Written request -
Write the data out again exactly, with no pictures.

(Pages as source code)

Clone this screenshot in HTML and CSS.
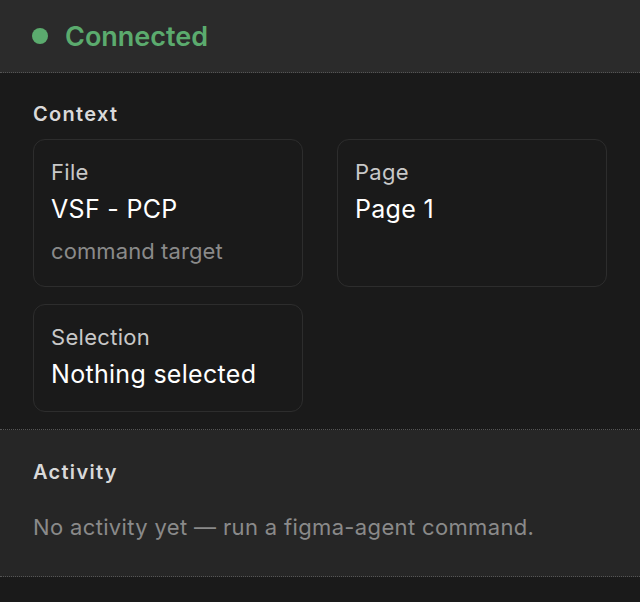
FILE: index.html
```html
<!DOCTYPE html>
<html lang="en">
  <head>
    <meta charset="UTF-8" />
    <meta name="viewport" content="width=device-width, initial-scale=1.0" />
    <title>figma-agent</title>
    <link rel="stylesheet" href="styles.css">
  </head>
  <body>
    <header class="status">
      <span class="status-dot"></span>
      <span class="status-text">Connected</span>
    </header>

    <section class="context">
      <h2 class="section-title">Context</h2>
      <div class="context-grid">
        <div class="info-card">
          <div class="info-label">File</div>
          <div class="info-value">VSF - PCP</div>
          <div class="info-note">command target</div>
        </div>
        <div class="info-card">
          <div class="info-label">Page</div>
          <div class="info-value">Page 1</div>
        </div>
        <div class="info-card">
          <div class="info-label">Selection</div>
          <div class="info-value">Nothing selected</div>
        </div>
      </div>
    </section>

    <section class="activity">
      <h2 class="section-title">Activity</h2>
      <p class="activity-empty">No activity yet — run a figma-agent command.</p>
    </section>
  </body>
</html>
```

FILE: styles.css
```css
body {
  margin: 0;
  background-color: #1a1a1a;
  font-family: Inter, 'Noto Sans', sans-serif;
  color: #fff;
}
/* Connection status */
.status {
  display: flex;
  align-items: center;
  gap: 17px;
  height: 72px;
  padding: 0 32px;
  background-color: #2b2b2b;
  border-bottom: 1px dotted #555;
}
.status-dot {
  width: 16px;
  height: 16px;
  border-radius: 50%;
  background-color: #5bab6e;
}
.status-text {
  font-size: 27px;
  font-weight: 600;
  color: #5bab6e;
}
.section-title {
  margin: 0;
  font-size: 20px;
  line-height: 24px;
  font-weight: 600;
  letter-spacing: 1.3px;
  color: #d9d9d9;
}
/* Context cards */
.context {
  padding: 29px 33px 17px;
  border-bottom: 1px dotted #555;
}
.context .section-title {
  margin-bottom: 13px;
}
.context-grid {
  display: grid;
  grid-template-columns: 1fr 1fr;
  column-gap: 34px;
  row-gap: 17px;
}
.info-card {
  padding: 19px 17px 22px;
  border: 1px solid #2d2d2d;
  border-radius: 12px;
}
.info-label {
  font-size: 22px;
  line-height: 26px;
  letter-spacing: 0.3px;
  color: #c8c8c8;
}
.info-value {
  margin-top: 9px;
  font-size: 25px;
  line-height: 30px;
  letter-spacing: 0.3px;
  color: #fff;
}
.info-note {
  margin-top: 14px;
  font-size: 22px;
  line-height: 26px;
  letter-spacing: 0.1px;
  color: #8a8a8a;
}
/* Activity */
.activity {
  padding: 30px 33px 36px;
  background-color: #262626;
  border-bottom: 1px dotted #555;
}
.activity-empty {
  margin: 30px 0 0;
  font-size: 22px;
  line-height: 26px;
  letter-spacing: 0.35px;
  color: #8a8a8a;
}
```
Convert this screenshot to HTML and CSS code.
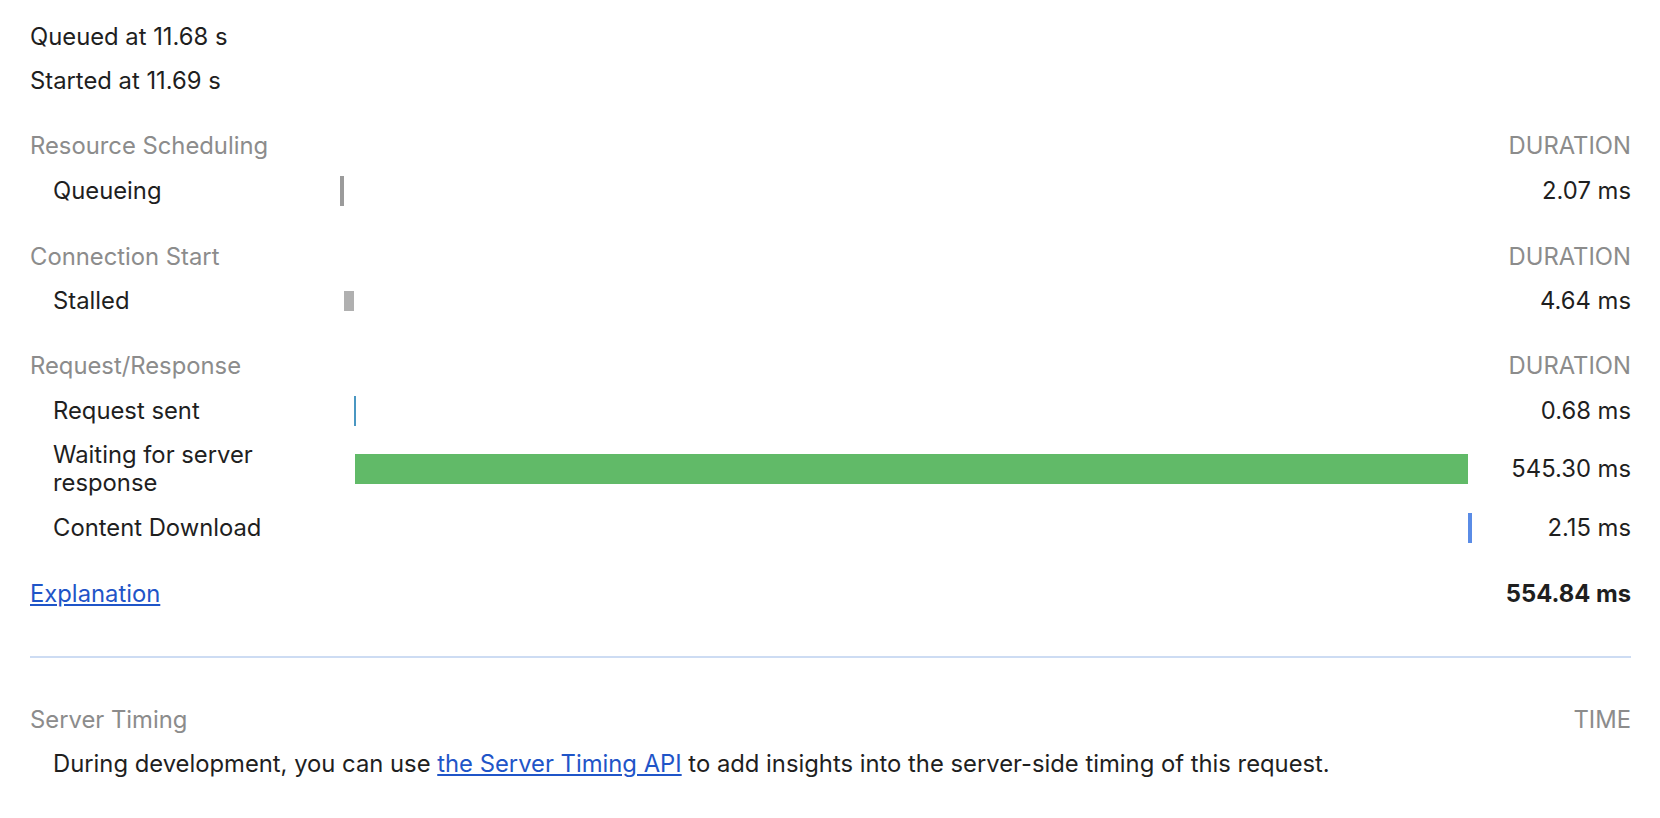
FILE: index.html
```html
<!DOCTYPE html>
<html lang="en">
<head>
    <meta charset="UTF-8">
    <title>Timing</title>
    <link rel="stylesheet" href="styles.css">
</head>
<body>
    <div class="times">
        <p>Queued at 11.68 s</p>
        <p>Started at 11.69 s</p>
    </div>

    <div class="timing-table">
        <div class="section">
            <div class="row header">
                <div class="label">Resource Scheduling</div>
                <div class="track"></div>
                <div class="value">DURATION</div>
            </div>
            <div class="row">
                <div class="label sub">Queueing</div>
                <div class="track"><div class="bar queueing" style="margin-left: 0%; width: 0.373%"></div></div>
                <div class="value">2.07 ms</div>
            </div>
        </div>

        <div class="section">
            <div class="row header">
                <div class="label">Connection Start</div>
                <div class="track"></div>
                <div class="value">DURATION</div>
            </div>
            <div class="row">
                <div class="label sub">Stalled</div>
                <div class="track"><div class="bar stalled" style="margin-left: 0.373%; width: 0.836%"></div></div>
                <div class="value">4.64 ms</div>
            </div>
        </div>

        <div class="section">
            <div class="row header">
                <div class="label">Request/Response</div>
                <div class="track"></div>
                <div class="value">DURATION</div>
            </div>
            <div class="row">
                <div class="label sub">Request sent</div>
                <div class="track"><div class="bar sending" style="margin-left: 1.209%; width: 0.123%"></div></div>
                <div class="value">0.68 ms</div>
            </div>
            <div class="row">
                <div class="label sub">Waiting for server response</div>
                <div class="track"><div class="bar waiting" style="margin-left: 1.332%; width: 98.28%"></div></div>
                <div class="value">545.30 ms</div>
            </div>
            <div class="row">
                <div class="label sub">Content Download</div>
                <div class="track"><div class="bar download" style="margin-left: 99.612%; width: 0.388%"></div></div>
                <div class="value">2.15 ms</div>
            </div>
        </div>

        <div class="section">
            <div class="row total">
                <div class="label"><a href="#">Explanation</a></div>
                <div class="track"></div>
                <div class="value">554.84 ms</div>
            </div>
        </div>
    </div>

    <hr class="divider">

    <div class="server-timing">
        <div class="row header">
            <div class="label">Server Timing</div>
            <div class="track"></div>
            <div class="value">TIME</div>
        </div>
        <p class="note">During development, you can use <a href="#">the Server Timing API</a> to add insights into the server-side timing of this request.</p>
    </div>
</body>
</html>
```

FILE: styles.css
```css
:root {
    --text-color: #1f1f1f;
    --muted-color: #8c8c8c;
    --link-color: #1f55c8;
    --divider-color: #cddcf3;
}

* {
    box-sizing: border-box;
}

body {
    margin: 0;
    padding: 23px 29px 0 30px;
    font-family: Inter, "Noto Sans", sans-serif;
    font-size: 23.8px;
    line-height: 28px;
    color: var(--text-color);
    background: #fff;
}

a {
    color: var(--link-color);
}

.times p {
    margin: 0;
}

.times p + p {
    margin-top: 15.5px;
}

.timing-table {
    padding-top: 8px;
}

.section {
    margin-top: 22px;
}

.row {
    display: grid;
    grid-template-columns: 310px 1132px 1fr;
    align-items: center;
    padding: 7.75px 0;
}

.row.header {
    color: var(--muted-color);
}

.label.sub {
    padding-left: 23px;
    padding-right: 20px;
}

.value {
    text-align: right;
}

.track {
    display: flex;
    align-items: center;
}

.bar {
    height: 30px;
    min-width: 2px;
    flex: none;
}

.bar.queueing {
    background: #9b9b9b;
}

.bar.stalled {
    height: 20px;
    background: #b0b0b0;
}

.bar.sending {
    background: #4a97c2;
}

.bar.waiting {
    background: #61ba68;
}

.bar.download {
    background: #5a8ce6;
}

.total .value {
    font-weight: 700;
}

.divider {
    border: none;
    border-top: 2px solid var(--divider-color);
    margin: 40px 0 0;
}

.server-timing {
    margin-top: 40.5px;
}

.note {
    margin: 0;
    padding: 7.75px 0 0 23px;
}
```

Expected answer -
Clone this screenshot in HTML and CSS.
FILE: index.html
```html
<!DOCTYPE html>
<html lang="en">
  <head>
    <meta charset="UTF-8" />
    <meta name="viewport" content="width=device-width, initial-scale=1.0" />
    <title>figma-agent</title>
    <link rel="stylesheet" href="styles.css">
  </head>
  <body>
    <header class="status">
      <span class="status-dot"></span>
      <span class="status-text">Connected</span>
    </header>

    <section class="context">
      <h2 class="section-title">Context</h2>
      <div class="context-grid">
        <div class="info-card">
          <div class="info-label">File</div>
          <div class="info-value">VSF - PCP</div>
          <div class="info-note">command target</div>
        </div>
        <div class="info-card">
          <div class="info-label">Page</div>
          <div class="info-value">Page 1</div>
        </div>
        <div class="info-card">
          <div class="info-label">Selection</div>
          <div class="info-value">Nothing selected</div>
        </div>
      </div>
    </section>

    <section class="activity">
      <h2 class="section-title">Activity</h2>
      <p class="activity-empty">No activity yet — run a figma-agent command.</p>
    </section>
  </body>
</html>
```

FILE: styles.css
```css
body {
  margin: 0;
  background-color: #1a1a1a;
  font-family: Inter, 'Noto Sans', sans-serif;
  color: #fff;
}
/* Connection status */
.status {
  display: flex;
  align-items: center;
  gap: 17px;
  height: 72px;
  padding: 0 32px;
  background-color: #2b2b2b;
  border-bottom: 1px dotted #555;
}
.status-dot {
  width: 16px;
  height: 16px;
  border-radius: 50%;
  background-color: #5bab6e;
}
.status-text {
  font-size: 27px;
  font-weight: 600;
  color: #5bab6e;
}
.section-title {
  margin: 0;
  font-size: 20px;
  line-height: 24px;
  font-weight: 600;
  letter-spacing: 1.3px;
  color: #d9d9d9;
}
/* Context cards */
.context {
  padding: 29px 33px 17px;
  border-bottom: 1px dotted #555;
}
.context .section-title {
  margin-bottom: 13px;
}
.context-grid {
  display: grid;
  grid-template-columns: 1fr 1fr;
  column-gap: 34px;
  row-gap: 17px;
}
.info-card {
  padding: 19px 17px 22px;
  border: 1px solid #2d2d2d;
  border-radius: 12px;
}
.info-label {
  font-size: 22px;
  line-height: 26px;
  letter-spacing: 0.3px;
  color: #c8c8c8;
}
.info-value {
  margin-top: 9px;
  font-size: 25px;
  line-height: 30px;
  letter-spacing: 0.3px;
  color: #fff;
}
.info-note {
  margin-top: 14px;
  font-size: 22px;
  line-height: 26px;
  letter-spacing: 0.1px;
  color: #8a8a8a;
}
/* Activity */
.activity {
  padding: 30px 33px 36px;
  background-color: #262626;
  border-bottom: 1px dotted #555;
}
.activity-empty {
  margin: 30px 0 0;
  font-size: 22px;
  line-height: 26px;
  letter-spacing: 0.35px;
  color: #8a8a8a;
}
```
Convert this screenshot to HTML and CSS code.
FILE: index.html
```html
<!DOCTYPE html>
<html lang="en">
<head>
    <meta charset="UTF-8">
    <title>Timing</title>
    <link rel="stylesheet" href="styles.css">
</head>
<body>
    <div class="times">
        <p>Queued at 11.68 s</p>
        <p>Started at 11.69 s</p>
    </div>

    <div class="timing-table">
        <div class="section">
            <div class="row header">
                <div class="label">Resource Scheduling</div>
                <div class="track"></div>
                <div class="value">DURATION</div>
            </div>
            <div class="row">
                <div class="label sub">Queueing</div>
                <div class="track"><div class="bar queueing" style="margin-left: 0%; width: 0.373%"></div></div>
                <div class="value">2.07 ms</div>
            </div>
        </div>

        <div class="section">
            <div class="row header">
                <div class="label">Connection Start</div>
                <div class="track"></div>
                <div class="value">DURATION</div>
            </div>
            <div class="row">
                <div class="label sub">Stalled</div>
                <div class="track"><div class="bar stalled" style="margin-left: 0.373%; width: 0.836%"></div></div>
                <div class="value">4.64 ms</div>
            </div>
        </div>

        <div class="section">
            <div class="row header">
                <div class="label">Request/Response</div>
                <div class="track"></div>
                <div class="value">DURATION</div>
            </div>
            <div class="row">
                <div class="label sub">Request sent</div>
                <div class="track"><div class="bar sending" style="margin-left: 1.209%; width: 0.123%"></div></div>
                <div class="value">0.68 ms</div>
            </div>
            <div class="row">
                <div class="label sub">Waiting for server response</div>
                <div class="track"><div class="bar waiting" style="margin-left: 1.332%; width: 98.28%"></div></div>
                <div class="value">545.30 ms</div>
            </div>
            <div class="row">
                <div class="label sub">Content Download</div>
                <div class="track"><div class="bar download" style="margin-left: 99.612%; width: 0.388%"></div></div>
                <div class="value">2.15 ms</div>
            </div>
        </div>

        <div class="section">
            <div class="row total">
                <div class="label"><a href="#">Explanation</a></div>
                <div class="track"></div>
                <div class="value">554.84 ms</div>
            </div>
        </div>
    </div>

    <hr class="divider">

    <div class="server-timing">
        <div class="row header">
            <div class="label">Server Timing</div>
            <div class="track"></div>
            <div class="value">TIME</div>
        </div>
        <p class="note">During development, you can use <a href="#">the Server Timing API</a> to add insights into the server-side timing of this request.</p>
    </div>
</body>
</html>
```

FILE: styles.css
```css
:root {
    --text-color: #1f1f1f;
    --muted-color: #8c8c8c;
    --link-color: #1f55c8;
    --divider-color: #cddcf3;
}

* {
    box-sizing: border-box;
}

body {
    margin: 0;
    padding: 23px 29px 0 30px;
    font-family: Inter, "Noto Sans", sans-serif;
    font-size: 23.8px;
    line-height: 28px;
    color: var(--text-color);
    background: #fff;
}

a {
    color: var(--link-color);
}

.times p {
    margin: 0;
}

.times p + p {
    margin-top: 15.5px;
}

.timing-table {
    padding-top: 8px;
}

.section {
    margin-top: 22px;
}

.row {
    display: grid;
    grid-template-columns: 310px 1132px 1fr;
    align-items: center;
    padding: 7.75px 0;
}

.row.header {
    color: var(--muted-color);
}

.label.sub {
    padding-left: 23px;
    padding-right: 20px;
}

.value {
    text-align: right;
}

.track {
    display: flex;
    align-items: center;
}

.bar {
    height: 30px;
    min-width: 2px;
    flex: none;
}

.bar.queueing {
    background: #9b9b9b;
}

.bar.stalled {
    height: 20px;
    background: #b0b0b0;
}

.bar.sending {
    background: #4a97c2;
}

.bar.waiting {
    background: #61ba68;
}

.bar.download {
    background: #5a8ce6;
}

.total .value {
    font-weight: 700;
}

.divider {
    border: none;
    border-top: 2px solid var(--divider-color);
    margin: 40px 0 0;
}

.server-timing {
    margin-top: 40.5px;
}

.note {
    margin: 0;
    padding: 7.75px 0 0 23px;
}
```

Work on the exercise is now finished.